劣化した部分を修繕するためには費用がかかります。放置すると劣化がさらに進み、大規模な修繕が必要になって高額な費用がかかるかもしれません。
耐震性や断熱性が優れない場合がある
1981年5月31日以前に建築確認された住宅には「旧耐震基準」が適用されており、現行の耐震基準で建てられた建物よりも耐震性能が劣る可能性があります。
旧耐震基準は震度5程度の地震が起きても倒壊しないように建てられているのに対し、現行の耐震基準は震度6強〜7でも耐えられるように建てられているためです。
また、断熱材の性能が低い、あるいは劣化が進んでいることもあります。
断熱性能が低いと、夏は暑く冬は寒いだけでなく、冷暖房の効率が悪化して光熱費の負担が重くなる可能性もあります。
住宅ローンが組みにくいことがある
住宅ローンの審査では物件の「担保評価」が確認されます。担保評価とは、物件が融資額に見合うだけの価値があるかを評価したものです。
築年数が古い物件は、建物や設備の老朽化により、資産価値が低く見積もられやすく、新築と比べて担保評価が低い傾向にあります。
物件の担保評価が低いと、金融機関の融資審査に通過しにくくなります。
借入金が返済できなくなったときに、金融機関は担保である物件を差し押さえて、競売により強制的に売却しても、貸し付けたお金を回収できなくなるリスクが高まるためです。
たとえ審査に通過できたとしても、金利の上乗せや融資金額の減額などが提示され、希望通りのローンが組めない可能性があります。
リノベーション物件の購入時に確認すべきポイント
リノベーション物件を購入する際は、以下を確認しておくとよいでしょう。
- 工事が実施された部分や建物の状態
- 保証内容や保証期間
工事が実施された部分や建物の状態
物件の購入を検討するときは、どの部分がどのように工事されたのかを不動産会社によく確認することが大切です。
施工された部分や建物の状態・性能を確認して購入することで、購入後の生活に支障が生じたり、高額な修理費用がかかったりするリスクを軽減できます。
基礎や柱・梁などの主要構造部の改修の有無や、配管・配線などの更新状況をよく確認しましょう。
旧耐震基準で建てられている場合は、耐震補強により現行の耐震基準に適合しているかも確認することをおすすめします。
保証内容や保証期間
中古住宅の売主は契約不適合責任を負っています。
購入後、不動産売買契約書に記載されていない欠陥が見つかった場合、買主は売主に対して補修やその費用の請求、売買代金の減額などを求めることができます。

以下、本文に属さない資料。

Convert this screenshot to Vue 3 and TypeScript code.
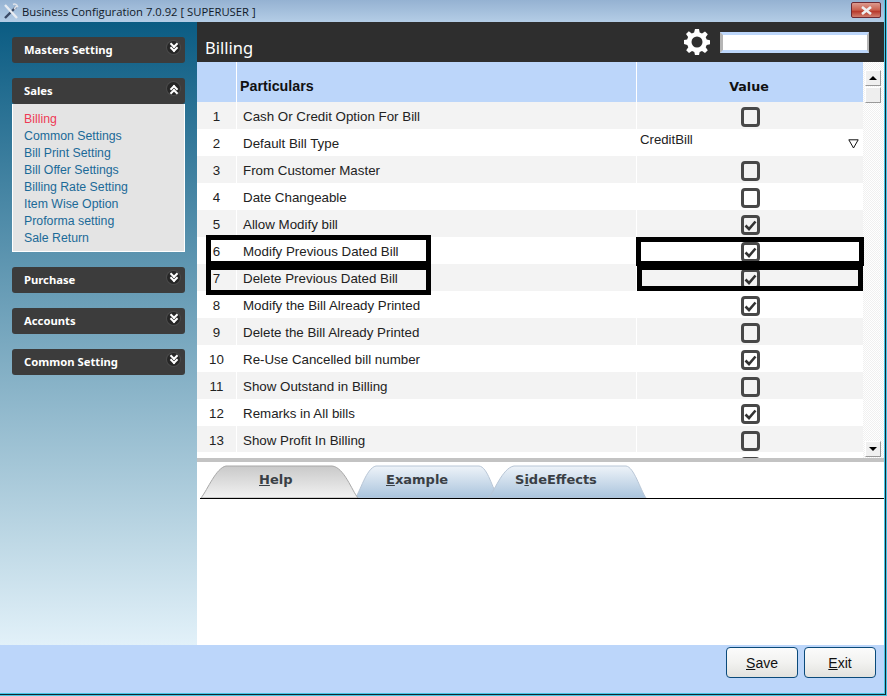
<script setup lang="ts">
interface Row { n: number; label: string; kind: 'check' | 'select'; checked?: boolean }
const rows: Row[] = [
  { n: 1, label: 'Cash Or Credit Option For Bill', kind: 'check', checked: false },
  { n: 2, label: 'Default Bill Type', kind: 'select' },
  { n: 3, label: 'From Customer Master', kind: 'check', checked: false },
  { n: 4, label: 'Date Changeable', kind: 'check', checked: false },
  { n: 5, label: 'Allow Modify bill', kind: 'check', checked: true },
  { n: 6, label: 'Modify Previous Dated Bill', kind: 'check', checked: true },
  { n: 7, label: 'Delete Previous Dated Bill', kind: 'check', checked: true },
  { n: 8, label: 'Modify the Bill Already Printed', kind: 'check', checked: true },
  { n: 9, label: 'Delete the Bill Already Printed', kind: 'check', checked: false },
  { n: 10, label: 'Re-Use Cancelled bill number', kind: 'check', checked: true },
  { n: 11, label: 'Show Outstand in Billing', kind: 'check', checked: false },
  { n: 12, label: 'Remarks in All bills', kind: 'check', checked: true },
  { n: 13, label: 'Show Profit In Billing', kind: 'check', checked: false },
  { n: 14, label: '', kind: 'check', checked: false },
]
const salesLinks = ['Billing', 'Common Settings', 'Bill Print Setting', 'Bill Offer Settings', 'Billing Rate Setting', 'Item Wise Option', 'Proforma setting', 'Sale Return']
const gearPath = 'M11 0h4l.7 3.6 2.3 1 3-2.1 2.8 2.8-2.1 3 1 2.3 3.3.6v4l-3.3.7-1 2.3 2.1 3-2.8 2.8-3-2.1-2.3 1-.7 3.3h-4l-.7-3.3-2.3-1-3 2.1-2.8-2.8 2.1-3-1-2.3L-.2 15v-4l3.3-.6 1-2.3-2.1-3L4.8 2.3l3 2.1 2.3-1z'
</script>

<template>
  <div class="frame-outer">
    <div class="frame-mid">
      <div class="window">
        <header class="titlebar">
          <svg class="app-icon" width="17" height="17" viewBox="0 0 17 17">
            <path d="M3 15 14 4" stroke="#3a4a66" stroke-width="2.4" />
            <path d="M3 2l12 13" stroke="#e8ecf2" stroke-width="2.4" />
            <path d="M11 1.500c2-1 4 0 4.500 2l-2 .5-1 1.500 1 1" fill="none" stroke="#dfe3ea" stroke-width="1.500" />
          </svg>
          <span class="title-text">Business Configuration 7.0.92 [ SUPERUSER ]</span>
          <div class="close-btn">
            <svg width="13" height="9" viewBox="0 0 13 9"><path d="M2 1l9 7M11 1 2 8" stroke="#eef0f2" stroke-width="2.600" /></svg>
          </div>
        </header>

        <div class="content">
          <aside class="sidebar">
            <section class="panel">
              <div class="panel-head"><span>Masters Setting</span><i class="chev down" /></div>
            </section>
            <section class="panel">
              <div class="panel-head"><span>Sales</span><i class="chev up" /></div>
              <ul class="panel-body">
                <li v-for="(l, i) in salesLinks" :key="l" :class="{ active: i === 0 }">{{ l }}</li>
              </ul>
            </section>
            <section class="panel">
              <div class="panel-head"><span>Purchase</span><i class="chev down" /></div>
            </section>
            <section class="panel">
              <div class="panel-head"><span>Accounts</span><i class="chev down" /></div>
            </section>
            <section class="panel">
              <div class="panel-head"><span>Common Setting</span><i class="chev down" /></div>
            </section>
          </aside>

          <main class="main">
            <div class="page-head">
              <h1>Billing</h1>
              <svg class="gear" width="26" height="26" viewBox="0 0 26 26">
                <path :d="gearPath" fill="#fff" />
                <circle cx="13" cy="13" r="5.500" fill="#2e2e2e" />
              </svg>
              <div class="search" />
            </div>

            <div class="grid-wrap">
              <div class="grid">
                <div class="grid-head">
                  <div class="c-n" />
                  <div class="c-label">Particulars</div>
                  <div class="c-val">Value</div>
                </div>
                <div v-for="r in rows" :key="r.n" class="row" :class="{ odd: r.n % 2 === 1 }">
                  <div class="c-n">{{ r.n < 14 ? r.n : '' }}</div>
                  <div class="c-label">{{ r.label }}</div>
                  <div class="c-val">
                    <template v-if="r.kind === 'select'">
                      <span class="sel-text">CreditBill</span>
                      <svg class="sel-arrow" width="11" height="10" viewBox="0 0 11 10"><path d="M.8.8h9.400L5.500 9z" fill="none" stroke="#111" /></svg>
                    </template>
                    <span v-else class="box">
                      <svg v-if="r.checked" width="13" height="12" viewBox="0 0 13 12"><path d="M1.500 6.500 5 10 11.500 2.500" fill="none" stroke="#333" stroke-width="2.600" /></svg>
                    </span>
                  </div>
                </div>
              </div>
              <div class="scrollbar">
                <div class="sb-btn"><i class="tri-up" /></div>
                <div class="sb-thumb" />
                <div class="sb-track" />
                <div class="sb-btn"><i class="tri-down" /></div>
              </div>

              <div class="mark mark-l1" />
              <div class="mark mark-l2" />
              <div class="mark mark-r1" />
              <div class="mark mark-r2" />
            </div>

            <div class="splitter" />

            <div class="tabs">
              <svg class="tabs-bg" width="460" height="33" viewBox="0 0 460 33">
                <defs>
                  <linearGradient id="tabBlue" x1="0" y1="0" x2="0" y2="1">
                    <stop offset="0" stop-color="#eef3f9" />
                    <stop offset="1" stop-color="#a9c3dc" />
                  </linearGradient>
                  <linearGradient id="tabGray" x1="0" y1="0" x2="0" y2="1">
                    <stop offset="0" stop-color="#c9c9c9" />
                    <stop offset="1" stop-color="#f2f2f2" />
                  </linearGradient>
                </defs>
                <path d="M155 33 C160 28 166 3 176 1 H279 C288 2 292 24 299 33 Z" fill="url(#tabBlue)" stroke="#b8c6d6" />
                <path d="M288 33 C294 28 302 3 314 1 H426 C434 2 440 24 446 33 Z" fill="url(#tabBlue)" stroke="#b8c6d6" />
                <path d="M1 33 C8 24 16 3 26 1 H132 C144 2 152 26 158 33 Z" fill="url(#tabGray)" stroke="#a8a8a8" />
              </svg>
              <span class="tab t-help"><u>H</u>elp</span>
              <span class="tab t-example"><u>E</u>xample</span>
              <span class="tab t-side">S<u>i</u>deEffects</span>
            </div>
            <div class="help-body" />
          </main>
        </div>

        <footer class="footer">
          <button class="btn"><u>S</u>ave</button>
          <button class="btn"><u>E</u>xit</button>
        </footer>
      </div>
    </div>
  </div>
</template>

<style>
html, body { margin: 0; background: #fff; }
</style>

<style scoped>
.frame-outer {
  width: 887px;
  height: 696px;
  box-sizing: border-box;
  border: solid #47c6e6;
  border-width: 0 1px 1px 0;
  overflow: hidden;
}
.frame-mid {
  height: 100%;
  box-sizing: border-box;
  border: solid #14282e;
  border-width: 0 1px 1px 0;
}
.window {
  height: 100%;
  box-sizing: border-box;
  border: solid #47c6e6;
  border-width: 0 1px 1px 0;
  display: flex;
  flex-direction: column;
  background: #bcd6fa;
  font-family: "Liberation Sans", Arial, sans-serif;
  overflow: hidden;
}
.titlebar {
  height: 22px;
  flex: none;
  display: flex;
  align-items: center;
  background: linear-gradient(#95b2d2, #b4cde6);
  position: relative;
}
.app-icon { margin-left: 2px; }
.title-text {
  margin-left: 3px;
  font: 11.250px "Open Sans", sans-serif;
  color: #111a2a;
}
.close-btn {
  position: absolute;
  left: 851px;
  top: 2px;
  width: 30px;
  height: 16px;
  box-sizing: border-box;
  border: 1px solid #6d2a33;
  border-radius: 2px;
  background: linear-gradient(#dc9a8e, #c9604e 50%, #b83a2c 60%, #d08070);
  display: flex;
  align-items: center;
  justify-content: center;
}
.content { flex: 1; display: flex; min-height: 0; }
.sidebar {
  width: 197px;
  flex: none;
  box-sizing: border-box;
  padding: 15px 12px 0;
  display: flex;
  flex-direction: column;
  gap: 15px;
  background: linear-gradient(#0b5c83, #e2f1f9);
}
.panel-head {
  height: 26px;
  box-sizing: border-box;
  padding: 0 0 2px 12px;
  display: flex;
  align-items: center;
  justify-content: space-between;
  background: #3c3c3c;
  border-radius: 3px;
  color: #fff;
  font: bold 11.250px "Noto Sans", sans-serif;
  position: relative;
}
.chev {
  position: absolute;
  right: 5px;
  top: 4px;
  width: 13px;
  height: 13px;
  border-radius: 50%;
  background: #262626;
  box-shadow: 0 0 0 1px #4a4a4a;
}
.chev::before, .chev::after {
  content: "";
  position: absolute;
  left: 3.500px;
  width: 4px;
  height: 4px;
  border: solid #fff;
  border-width: 0 2px 2px 0;
  transform: rotate(45deg);
}
.chev.down::before { top: 0; }
.chev.down::after { top: 4px; }
.chev.up::before { top: 4px; transform: rotate(225deg); }
.chev.up::after { top: 8px; transform: rotate(225deg); }
.panel-body {
  list-style: none;
  margin: 0;
  padding: 7px 0 4px 11px;
  height: 148px;
  box-sizing: border-box;
  background: #e4e4e4;
  border: 1px solid #fff;
  border-top: 0;
  font-size: 12.300px;
  color: #1b6a98;
}
.panel-body li { height: 17px; line-height: 17px; }
.panel-body li.active { color: #ee3a55; }

.main { flex: 1; min-width: 0; display: flex; flex-direction: column; background: #fff; }
.page-head {
  height: 40px;
  flex: none;
  background: #2e2e2e;
  display: flex;
  align-items: center;
  position: relative;
}
.page-head h1 {
  margin: 10px 0 0 8px;
  font: 400 16.500px "Noto Sans", sans-serif;
  color: #fff;
}
.gear { margin-left: auto; margin-right: 10px; }
.search {
  width: 149px;
  height: 21px;
  margin-right: 15px;
  box-sizing: border-box;
  border: solid #bcd6fa;
  border-width: 3px 0 3px 0;
  border-left: 3px solid #b5b5b5;
  border-right: 2px solid #b5b5b5;
  background: #fff;
}
.grid-wrap {
  height: 396px;
  flex: none;
  display: flex;
  overflow: hidden;
  position: relative;
}
.grid { width: 666px; flex: none; }
.grid-head, .row { display: grid; grid-template-columns: 39px 400px 227px; }
.grid-head {
  height: 40px;
  background: #bcd6fa;
  color: #111;
}
.grid-head .c-label {
  border-left: 1px solid #fff;
  padding: 8px 0 0 3px;
  display: flex;
  align-items: center;
  font: bold 14.250px "Liberation Sans", sans-serif;
}
.grid-head .c-val {
  border-left: 1px solid #fff;
  display: flex;
  align-items: center;
  justify-content: center;
  padding: 8px 2px 0 0;
  box-sizing: border-box;
  font: bold 12.700px "DejaVu Sans", sans-serif;
}
.row {
  height: 27px;
  background: #fff;
  font-size: 13.330px;
  color: #222;
  line-height: 29px;
}
.row.odd { background: #f3f3f3; }
.row:last-child { margin-top: -1px; }
.row .c-n { text-align: center; }
.row .c-label { border-left: 1px solid #fff; padding-left: 6px; }
.row .c-val {
  border-left: 1px solid #fff;
  position: relative;
  display: flex;
  align-items: flex-start;
  justify-content: center;
  padding-top: 5px;
  box-sizing: border-box;
}
.sel-text { position: absolute; left: 3px; top: -4px; font-size: 13.200px; }
.sel-arrow { position: absolute; right: 4px; top: 10px; }
.box {
  width: 19px;
  height: 20px;
  box-sizing: border-box;
  border: 3px solid #484848;
  border-radius: 4px;
  display: flex;
  align-items: center;
  justify-content: center;
}
.scrollbar {
  flex: 1;
  display: flex;
  flex-direction: column;
  padding: 8px 3px 1px 2px;
  box-sizing: border-box;
  background: repeating-conic-gradient(#f0f0f0 0 25%, #fff 0 50%) 0 0 / 2px 2px;
}
.sb-btn {
  height: 16px;
  flex: none;
  box-sizing: border-box;
  background: #f0f0f0;
  border: 1px solid;
  border-color: #fff #999 #999 #fff;
  display: flex;
  align-items: center;
  justify-content: center;
}
.sb-thumb {
  height: 16px;
  flex: none;
  margin-top: 1px;
  box-sizing: border-box;
  background: #eee;
  border: 1px solid;
  border-color: #fff #999 #999 #fff;
}
.sb-track { flex: 1; }
.tri-up { border: 4px solid transparent; border-top: 0; border-bottom: 4px solid #000; }
.tri-down { border: 4px solid transparent; border-bottom: 0; border-top: 4px solid #000; }

.mark { position: absolute; box-sizing: border-box; border: 5px solid #000; }
.mark-l1 { left: 9px; top: 173px; width: 225px; height: 31px; }
.mark-l2 { left: 9px; top: 203px; width: 225px; height: 30px; }
.mark-r1 { left: 439px; top: 175px; width: 228px; height: 29px; }
.mark-r2 { left: 440px; top: 203px; width: 226px; height: 26px; }

.splitter { height: 4px; flex: none; background: #c3c3c3; }
.tabs {
  height: 37px;
  flex: none;
  box-sizing: border-box;
  border-bottom: 1px solid #000;
  position: relative;
  margin-left: 3px;
}
.tabs-bg { position: absolute; left: 0; top: 3px; }
.tab {
  position: absolute;
  top: 10px;
  font: bold 13px "DejaVu Sans", sans-serif;
  color: #3a3f45;
}
.t-help { left: 59px; }
.t-example { left: 186px; }
.t-side { left: 315px; }
.help-body { flex: 1; }

.footer {
  height: 48px;
  flex: none;
  display: flex;
  justify-content: flex-end;
  align-items: flex-start;
  gap: 6px;
  padding: 2px 8px 0 0;
  box-sizing: border-box;
  background: #bcd6fa;
}
.btn {
  width: 72px;
  height: 31px;
  padding: 0;
  border: 1px solid #0a4a7a;
  border-radius: 4px;
  background: linear-gradient(#fbfbfb, #f2f2f0 50%, #e2e2de);
  font: 14px "Liberation Sans", sans-serif;
  color: #111;
}
</style>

契約不適合責任を負う期間は、売主が不動産会社(宅建業者)の場合は引き渡しから最低2年、個人の場合は3か月程度が目安です。
不動産会社によっては、購入後に発覚した欠陥の修理費用を保証するサービスを実施していることがあります。
リノベーション物件を購入するときは、契約不適合責任が適用される期間や不動産会社の保証内容、保証金額などを確認しておきましょう。
また、売買契約書や重要事項説明書、物件状況確認書を慎重に確認し、不明点や疑問点があれば売主や不動産会社に質問をすることが大切です。
【まとめ】リノベーション物件で理想の住まいを手に入れよう
リノベーション物件であれば、立地や広さなどの条件が希望に合っており、かつ新築と同等の設備とデザインを備えた理想の住まいを見つけられる可能性があります。
改修工事の内容や建物の状態、不動産会社の保証内容をよく確認することで、購入後のトラブルは防ぎやすくなるでしょう。
マイホームの購入を検討している方は、新築や築浅の物件だけでなくリノベーション物件も選択肢に入れてみてはいかがでしょうか。